**Instruction:** Transcribe the listing verbatim. Do not carry over any pictures.

**Dataset section:**
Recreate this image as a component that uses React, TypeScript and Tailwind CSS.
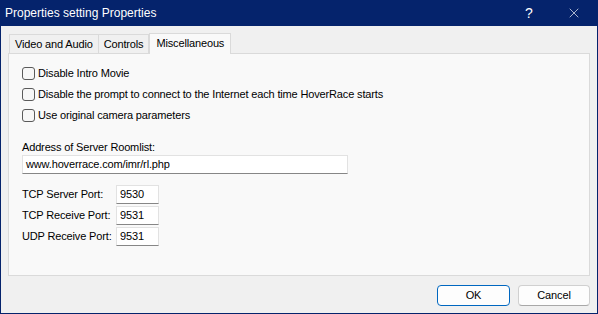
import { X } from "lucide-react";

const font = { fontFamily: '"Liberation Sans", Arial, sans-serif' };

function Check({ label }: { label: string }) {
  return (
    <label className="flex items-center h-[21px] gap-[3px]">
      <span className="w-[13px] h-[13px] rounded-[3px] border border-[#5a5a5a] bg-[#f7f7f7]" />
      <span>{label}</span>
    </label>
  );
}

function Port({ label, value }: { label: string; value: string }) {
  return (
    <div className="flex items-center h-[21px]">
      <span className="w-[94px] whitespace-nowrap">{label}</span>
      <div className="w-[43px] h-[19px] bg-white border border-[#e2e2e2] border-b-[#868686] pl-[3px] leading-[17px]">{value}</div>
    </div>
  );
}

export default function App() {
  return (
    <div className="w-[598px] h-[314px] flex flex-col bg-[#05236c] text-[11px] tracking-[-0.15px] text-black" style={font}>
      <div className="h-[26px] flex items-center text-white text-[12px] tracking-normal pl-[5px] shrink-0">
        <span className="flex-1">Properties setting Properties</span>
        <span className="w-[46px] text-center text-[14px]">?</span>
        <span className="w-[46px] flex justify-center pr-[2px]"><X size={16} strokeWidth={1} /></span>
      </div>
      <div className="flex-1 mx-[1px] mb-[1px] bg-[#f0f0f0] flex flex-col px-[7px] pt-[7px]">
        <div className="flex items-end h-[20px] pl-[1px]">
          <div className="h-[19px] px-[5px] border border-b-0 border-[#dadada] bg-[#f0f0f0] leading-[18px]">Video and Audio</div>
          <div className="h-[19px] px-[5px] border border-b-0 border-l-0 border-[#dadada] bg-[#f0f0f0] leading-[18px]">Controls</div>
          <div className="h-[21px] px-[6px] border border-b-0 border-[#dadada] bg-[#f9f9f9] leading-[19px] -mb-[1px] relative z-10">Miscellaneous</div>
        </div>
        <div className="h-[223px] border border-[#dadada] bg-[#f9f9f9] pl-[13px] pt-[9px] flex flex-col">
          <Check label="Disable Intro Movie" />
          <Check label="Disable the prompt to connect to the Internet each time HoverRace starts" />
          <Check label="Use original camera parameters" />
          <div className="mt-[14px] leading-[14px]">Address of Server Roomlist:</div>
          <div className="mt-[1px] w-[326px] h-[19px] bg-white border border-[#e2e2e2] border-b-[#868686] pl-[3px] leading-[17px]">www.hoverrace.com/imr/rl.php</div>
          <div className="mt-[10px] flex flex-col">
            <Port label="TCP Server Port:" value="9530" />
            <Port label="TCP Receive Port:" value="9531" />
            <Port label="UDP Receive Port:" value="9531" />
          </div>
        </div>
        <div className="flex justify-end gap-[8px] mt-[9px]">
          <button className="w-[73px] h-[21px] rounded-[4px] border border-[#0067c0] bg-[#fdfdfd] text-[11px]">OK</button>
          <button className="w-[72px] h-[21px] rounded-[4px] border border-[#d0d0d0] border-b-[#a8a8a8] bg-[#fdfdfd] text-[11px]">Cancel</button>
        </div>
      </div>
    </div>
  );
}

**The completed task:**
Recreate this image as a component that uses React, TypeScript and Tailwind CSS.
import { X } from "lucide-react";

const font = { fontFamily: '"Liberation Sans", Arial, sans-serif' };

function Check({ label }: { label: string }) {
  return (
    <label className="flex items-center h-[21px] gap-[3px]">
      <span className="w-[13px] h-[13px] rounded-[3px] border border-[#5a5a5a] bg-[#f7f7f7]" />
      <span>{label}</span>
    </label>
  );
}

function Port({ label, value }: { label: string; value: string }) {
  return (
    <div className="flex items-center h-[21px]">
      <span className="w-[94px] whitespace-nowrap">{label}</span>
      <div className="w-[43px] h-[19px] bg-white border border-[#e2e2e2] border-b-[#868686] pl-[3px] leading-[17px]">{value}</div>
    </div>
  );
}

export default function App() {
  return (
    <div className="w-[598px] h-[314px] flex flex-col bg-[#05236c] text-[11px] tracking-[-0.15px] text-black" style={font}>
      <div className="h-[26px] flex items-center text-white text-[12px] tracking-normal pl-[5px] shrink-0">
        <span className="flex-1">Properties setting Properties</span>
        <span className="w-[46px] text-center text-[14px]">?</span>
        <span className="w-[46px] flex justify-center pr-[2px]"><X size={16} strokeWidth={1} /></span>
      </div>
      <div className="flex-1 mx-[1px] mb-[1px] bg-[#f0f0f0] flex flex-col px-[7px] pt-[7px]">
        <div className="flex items-end h-[20px] pl-[1px]">
          <div className="h-[19px] px-[5px] border border-b-0 border-[#dadada] bg-[#f0f0f0] leading-[18px]">Video and Audio</div>
          <div className="h-[19px] px-[5px] border border-b-0 border-l-0 border-[#dadada] bg-[#f0f0f0] leading-[18px]">Controls</div>
          <div className="h-[21px] px-[6px] border border-b-0 border-[#dadada] bg-[#f9f9f9] leading-[19px] -mb-[1px] relative z-10">Miscellaneous</div>
        </div>
        <div className="h-[223px] border border-[#dadada] bg-[#f9f9f9] pl-[13px] pt-[9px] flex flex-col">
          <Check label="Disable Intro Movie" />
          <Check label="Disable the prompt to connect to the Internet each time HoverRace starts" />
          <Check label="Use original camera parameters" />
          <div className="mt-[14px] leading-[14px]">Address of Server Roomlist:</div>
          <div className="mt-[1px] w-[326px] h-[19px] bg-white border border-[#e2e2e2] border-b-[#868686] pl-[3px] leading-[17px]">www.hoverrace.com/imr/rl.php</div>
          <div className="mt-[10px] flex flex-col">
            <Port label="TCP Server Port:" value="9530" />
            <Port label="TCP Receive Port:" value="9531" />
            <Port label="UDP Receive Port:" value="9531" />
          </div>
        </div>
        <div className="flex justify-end gap-[8px] mt-[9px]">
          <button className="w-[73px] h-[21px] rounded-[4px] border border-[#0067c0] bg-[#fdfdfd] text-[11px]">OK</button>
          <button className="w-[72px] h-[21px] rounded-[4px] border border-[#d0d0d0] border-b-[#a8a8a8] bg-[#fdfdfd] text-[11px]">Cancel</button>
        </div>
      </div>
    </div>
  );
}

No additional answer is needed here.